How Self-Publishing Increases The Role of Traditional Publishers

Is Big Publishing finally  reacting to the digital revolution? Conventional wisdom has it that traditional publishers are pitted against Amazon and that self-publishing is so successful that publishers are rapidly becoming superfluous. 

Markus Dohle, CEO of the biggest publishing house in the world, Penguin Random House, begs to differ. He has just told the Frankfurt Book Fair, the largest in the world, that:

1. cooperation with Amazon is essential: "Of course, we have to manage each other, on issues such as terms, but fundamentally, we are aligned."

2. self-publishing makes the role of publishers more important than ever: "people need orientation and guidance more than ever, and publishers can provide that."
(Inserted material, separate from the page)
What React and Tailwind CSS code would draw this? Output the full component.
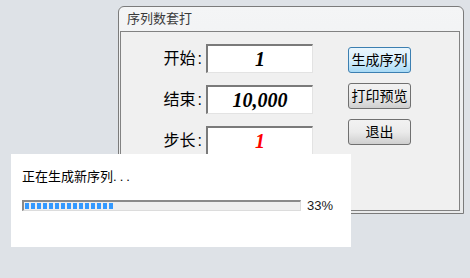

Indeed, he sees "book discoverability" as the "the biggest challenge facing publishing", adding that a big publisher like Penguin Random House is "better placed on how to crack the code of discoverability, in a world where there are fewer bookstores".
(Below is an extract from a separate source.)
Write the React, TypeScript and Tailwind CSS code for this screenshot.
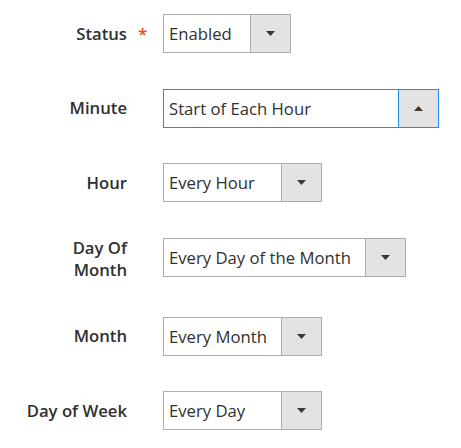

I couldn't agree more and I have often blogged about how book discovery is the crux of the matter, especially in a world awash with self-published titles (see here, here and here). One major difference between a self-published author and a traditional publisher is that the former has no access to major literary journals and newspapers like the New York Times or major prizes like the Pulitzer Prize or Man Booker Prize, while the latter does, and how! The bigger the publishing house, the better...

What is your opinion? Is self-publishing for a writer who wants to reach his market really a working alternative to traditional publishing or is it just a mirage, fed by the personal pleasure of seeing one's book title on Amazon?